Filter this data down to the lines that hold "styles", and copy them.
+ + + + +
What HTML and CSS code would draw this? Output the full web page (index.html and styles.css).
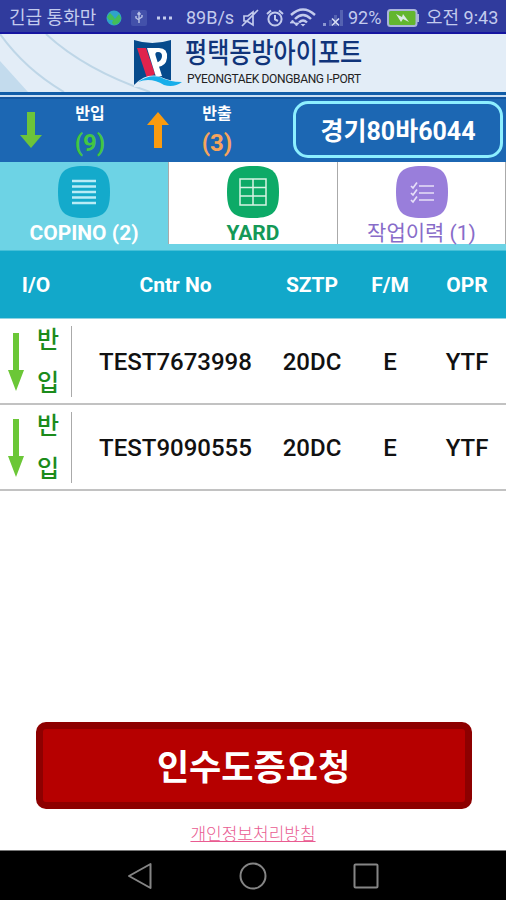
FILE: index.html
```html
<!DOCTYPE html>
<html lang="ko">
<head>
  <meta charset="UTF-8">
  <meta name="viewport" content="width=device-width, initial-scale=1.0">
  <title>평택동방아이포트</title>
  <link rel="stylesheet" href="styles.css">
</head>
<body>

  <div class="status-bar">
    <span class="carrier">긴급 통화만</span>
    <svg class="globe" width="16" height="16" viewBox="0 0 16 16">
      <circle cx="8" cy="8" r="7.5" fill="#2fa3c9"/>
      <path d="M1 7 L4 3 L7 6 L9 9 L13 4 L15 8 Q14 14 8 15 L6 13 L7 10 L3 10 Z" fill="#43bd58"/>
    </svg>
    <svg class="usb" width="16" height="16" viewBox="0 0 16 16">
      <rect width="16" height="16" rx="2" fill="#4351aa"/>
      <path d="M8 3 V13 M5 6 V8 L8 10 M11 5 V7 L8 9 M6.5 4.5 L8 2.5 L9.5 4.5" fill="none" stroke="#b9c2e6" stroke-width="1.4"/>
    </svg>
    <svg class="more" width="15" height="4" viewBox="0 0 15 4">
      <path d="M0 .5h3v3H0zM6 .5h3v3H6zM12 .5h3v3h-3z" fill="#c3cbed"/>
    </svg>
    <span class="speed">89B/s</span>
    <svg class="mute" width="18" height="18" viewBox="0 0 18 18" fill="none" stroke="#c3cbed" stroke-width="1.7">
      <path d="M3 7 V12 H6 L12 16 V3 L7 7 Z M1 17 L17 1"/>
    </svg>
    <svg class="alarm" width="18" height="18" viewBox="0 0 18 18" fill="none" stroke="#c3cbed" stroke-width="2">
      <circle cx="9" cy="10" r="6.6"/>
      <path d="M9 6 V10.5 L12 12 M1 5 L5 1.5 M17 5 L13 1.5"/>
    </svg>
    <svg class="wifi" width="26" height="19" viewBox="0 0 26 19" fill="none" stroke="#c3cbed" stroke-width="2.4">
      <path d="M1 7 Q13 -4 25 7 M5 11 Q13 3 21 11 M9 14.5 Q13 10.5 17 14.5"/>
      <path d="M13 18.5 L10.5 16 H15.5 Z" fill="#c3cbed" stroke="none"/>
      <path d="M0 15 L2.5 12 L5 15 Z M4 15 L6.5 18 L9 15 Z" fill="#c3cbed" stroke-width=".8"/>
    </svg>
    <svg class="signal" width="21" height="18" viewBox="0 0 21 18">
      <path d="M0 14h3v3H0z" fill="#8c97d0"/>
      <path d="M6 11h3v6H6zM11 6h3v11h-3zM17 1h3v16h-3z" fill="#5562b1"/>
      <path d="M9 9.5 L16 16.5 M16 9.5 L9 16.5" stroke="#d5dbf3" stroke-width="1.7"/>
    </svg>
    <span class="percent">92%</span>
    <svg class="battery" width="33" height="18" viewBox="0 0 33 18">
      <rect x="1" y="1" width="28.5" height="16" rx="2.5" fill="#63b62e" stroke="#aab4db" stroke-width="2"/>
      <path d="M30 5h2v8h-2z" fill="#aab4db"/>
      <path d="M9 5 L15 8 L16 5 L22 13 L16 10 L14 13 Z" fill="#dceae4"/>
    </svg>
    <span class="clock">오전 9:43</span>
  </div>

  <header class="brand">
    <svg class="brand-lines" viewBox="0 0 506 58" preserveAspectRatio="none">
      <path d="M0 27 L28 58 H0 Z" fill="#c3dbed"/>
      <path d="M0 0 Q25 35 64 58 M46 0 Q85 36 150 58" fill="none" stroke="#bed6e7" stroke-width="2"/>
    </svg>
    <svg class="logo" width="50" height="48" viewBox="0 0 50 48">
      <path d="M1 1 Q19 7 38 1 V42 L1 46 Z" fill="#064a8c"/>
      <path d="M4 9 H13 L22 35 L14 39 Z" fill="#e0234d"/>
      <path d="M14 9 H26 Q35 9 34 19 Q33 27 25 28 L23 24 Q29 22 29 17 Q29 13 25 13 Q21 13 23 18 L29 37 L23 38 Z" fill="#fff"/>
      <path d="M1 46 Q14 33 28 38 Q38 43 49 42 L40 48 H1 Z" fill="#e3edf7"/>
      <path d="M5 43 Q16 35 27 38 Q36 43 49 43 Q41 49 31 46 Q18 38 5 43 Z" fill="#18aeea"/>
    </svg>
    <div class="brand-text">
      <div class="brand-ko">평택동방아이포트</div>
      <div class="brand-en">PYEONGTAEK DONGBANG I-PORT</div>
    </div>
  </header>

  <section class="summary">
    <svg class="arrow-in" width="22" height="36" viewBox="0 0 22 36">
      <path d="M7 0h8v23h7L11 36 0 23h7z" fill="#6cc43a"/>
    </svg>
    <div class="count">
      <b>반입</b>
      <span class="count-in">(9)</span>
    </div>
    <svg class="arrow-out" width="22" height="36" viewBox="0 0 22 36">
      <path d="M7 36h8V13h7L11 0 0 13h7z" fill="#fa9b0f"/>
    </svg>
    <div class="count">
      <b>반출</b>
      <span class="count-out">(3)</span>
    </div>
    <div class="plate"><span>경기80바6044</span></div>
  </section>

  <nav class="tabs">
    <div class="tab tab-copino">
      <svg width="52" height="52" viewBox="0 0 52 52">
        <path d="M26 0C46 0 52 6 52 26S46 52 26 52 0 46 0 26 6 0 26 0Z" fill="#14aacb"/>
        <path d="M14 15H38M14 20.5H38M14 26H38M14 31.5H38M14 37H38" stroke="#b9ecf6" stroke-width="2.4"/>
      </svg>
      <span>COPINO (2)</span>
    </div>
    <div class="tab tab-yard">
      <svg width="52" height="52" viewBox="0 0 52 52">
        <path d="M26 0C46 0 52 6 52 26S46 52 26 52 0 46 0 26 6 0 26 0Z" fill="#0daa67"/>
        <path d="M13 13H39V39H13ZM13 21.5H39M13 30H39M26 13V39" fill="none" stroke="#d8f3e4" stroke-width="1.5"/>
      </svg>
      <span>YARD</span>
    </div>
    <div class="tab tab-history">
      <svg width="52" height="52" viewBox="0 0 52 52">
        <path d="M26 0C46 0 52 6 52 26S46 52 26 52 0 46 0 26 6 0 26 0Z" fill="#997edb"/>
        <path d="M23 20H38M23 27H38M23 34H38M15 20L17 22L21 16.5M15 27L17 29L21 23.5M15 34L17 36L21 30.5" fill="none" stroke="#e6dff8" stroke-width="1.7"/>
      </svg>
      <span>작업이력 (1)</span>
    </div>
  </nav>

  <div class="list">
    <div class="row head">
      <span>I/O</span>
      <span>Cntr No</span>
      <span>SZTP</span>
      <span>F/M</span>
      <span>OPR</span>
    </div>
    <div class="row">
      <div class="io">
        <svg width="16" height="58" viewBox="0 0 16 58"><path d="M5 0h6v37h5L8 58 0 37h5z" fill="#6bc737"/></svg>
        <span>반<br>입</span>
      </div>
      <span>TEST7673998</span>
      <span>20DC</span>
      <span>E</span>
      <span>YTF</span>
    </div>
    <div class="row">
      <div class="io">
        <svg width="16" height="58" viewBox="0 0 16 58"><path d="M5 0h6v37h5L8 58 0 37h5z" fill="#6bc737"/></svg>
        <span>반<br>입</span>
      </div>
      <span>TEST9090555</span>
      <span>20DC</span>
      <span>E</span>
      <span>YTF</span>
    </div>
  </div>

  <footer class="actions">
    <button type="button" class="request">인수도증요청</button>
    <a href="#" class="privacy">개인정보처리방침</a>
  </footer>

  <div class="nav-bar">
    <svg width="26" height="28" viewBox="0 0 26 28"><path d="M2 14L23.5 2V26Z"/></svg>
    <svg width="28" height="28" viewBox="0 0 28 28"><circle cx="14" cy="14" r="12.5"/></svg>
    <svg width="26" height="26" viewBox="0 0 26 26"><rect x="1.5" y="1.5" width="23" height="23" rx="1"/></svg>
  </div>

</body>
</html>
```
FILE: styles.css
```css
* {
  box-sizing: border-box;
}
body {
  margin: 0;
  height: 900px;
  display: flex;
  flex-direction: column;
  overflow: hidden;
  background-color: #fff;
  font-family: Roboto, "Noto Sans CJK KR", sans-serif;
}
svg {
  display: block;
  flex-shrink: 0;
}

/* phone status bar */
.status-bar {
  height: 34px;
  display: flex;
  align-items: center;
  padding: 3px 0 0 9px;
  background-color: #303b9d;
  border-bottom: 2px solid #1515a0;
  color: #c3cbed;
  font-size: 18px;
  line-height: 29px;
  white-space: nowrap;
}
.carrier {
  width: 97px;
}
.usb {
  margin-left: 9px;
}
.more {
  margin-left: 10px;
}
.speed {
  width: 56px;
  margin-left: 14px;
}
.mute {
  margin-left: -1px;
}
.alarm {
  margin-left: 7px;
}
.wifi {
  margin-left: 6px;
}
.signal {
  margin-left: 7px;
}
.percent {
  width: 38px;
  margin-left: 4px;
}
.battery {
  margin-left: 1px;
}
.clock {
  margin-left: 6px;
}

/* company banner */
.brand {
  position: relative;
  height: 58px;
  display: flex;
  padding: 5px 0 0 133px;
  background-color: #e3edf7;
}
.brand-lines {
  position: absolute;
  top: 0;
  left: 0;
  width: 100%;
  height: 100%;
}
.logo,
.brand-text {
  position: relative;
}
.brand-text {
  margin-left: 2px;
  white-space: nowrap;
}
.brand-ko {
  width: 176px;
  height: 32px;
  color: #10347a;
  font-size: 28px;
  font-weight: 500;
  line-height: 29px;
  transform: scaleX(0.86);
  transform-origin: left;
}
.brand-en {
  margin-left: 2px;
  color: #222;
  font-size: 12px;
  line-height: 16px;
  letter-spacing: -0.35px;
}

/* in / out totals */
.summary {
  height: 70px;
  display: flex;
  align-items: flex-start;
  padding: 12px 3px 0 20px;
  background: linear-gradient(#115ca7 0 3px, #c9def3 3px 5px, #1456a1 5px 7px, #1c67b3 7px);
}
.arrow-in,
.arrow-out {
  margin-top: 8px;
}
.count {
  width: 96px;
  text-align: center;
  color: #fff;
}
.count b {
  display: block;
  font-size: 16px;
  line-height: 20px;
}
.count span {
  display: block;
  font-size: 24px;
  font-weight: 700;
  line-height: 38px;
}
.count .count-in {
  color: #43c643;
}
.count .count-out {
  color: #f6a45c;
}
.arrow-out {
  margin-left: 9px;
}
.plate {
  width: 210px;
  height: 57px;
  margin: -3px 0 0 auto;
  border: 3px solid #8defff;
  border-radius: 15px;
  color: #fff;
  font-size: 25px;
  font-weight: 700;
  line-height: 55px;
  text-align: center;
}

/* tabs */
.tabs {
  height: 89px;
  display: grid;
  grid-template-columns: 168px 169px 169px;
  background-color: #6dd3e5;
  border-bottom: 1px solid #45bfd7;
}
.tab {
  height: 82px;
  display: flex;
  flex-direction: column;
  align-items: center;
  padding-top: 4px;
  background-color: #fff;
  border-left: 1px solid #aaa;
  font-size: 21px;
  font-weight: 700;
  line-height: 30px;
  white-space: nowrap;
}
.tab span {
  height: 26px;
}
.tab-copino {
  background-color: #6dd3e5;
  border-left: 0;
  color: #fff;
}
.tab-yard {
  color: #149957;
}
.tab-history {
  color: #886cc9;
  font-weight: 400;
  border-right: 1px solid #aaa;
}

/* container list */
.row {
  height: 86px;
  display: grid;
  grid-template-columns: 72px 207px 66px 90px 64px;
  align-items: center;
  border-bottom: 2px solid #c2c2c2;
  color: #111;
  font-size: 24px;
  font-weight: 500;
  text-align: center;
}
.row > span {
  padding-top: 1px;
}
.row.head {
  height: 68px;
  background-color: #12a8ca;
  border-bottom: 1px solid #8fd4e3;
  color: #fff;
  font-size: 21px;
  font-weight: 700;
}
.io {
  height: 71px;
  display: flex;
  justify-content: space-between;
  padding: 7px 12px 0 8px;
  border-right: 1px solid #aaa;
}
.io span {
  margin-top: -14px;
  color: #1b8b1b;
  font-size: 24px;
  font-weight: 500;
  line-height: 43px;
}

/* bottom actions */
.actions {
  display: flex;
  flex-direction: column;
  align-items: center;
  margin-top: auto;
}
.request {
  width: 436px;
  height: 87px;
  margin-left: 1px;
  padding: 0 0 2px;
  background-color: #b60000;
  border: 7px solid #8d0000;
  border-radius: 10px;
  color: #fff;
  font-family: inherit;
  font-size: 35px;
  font-weight: 700;
}
.privacy {
  height: 41px;
  padding-top: 13px;
  color: #e95b91;
  font-size: 17px;
  font-weight: 300;
  line-height: 24px;
}

/* phone navigation bar */
.nav-bar {
  height: 50px;
  display: flex;
  align-items: center;
  justify-content: center;
  gap: 86px;
  background-color: #000;
  border-top: 1px solid #777;
}
.nav-bar svg {
  fill: none;
  stroke: #858585;
  stroke-width: 2;
  stroke-linejoin: round;
}
```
+ + + + +
Expected answer:
What HTML and CSS code would draw this? Output the full web page (index.html and styles.css).
  <link rel="stylesheet" href="styles.css">
FILE: styles.css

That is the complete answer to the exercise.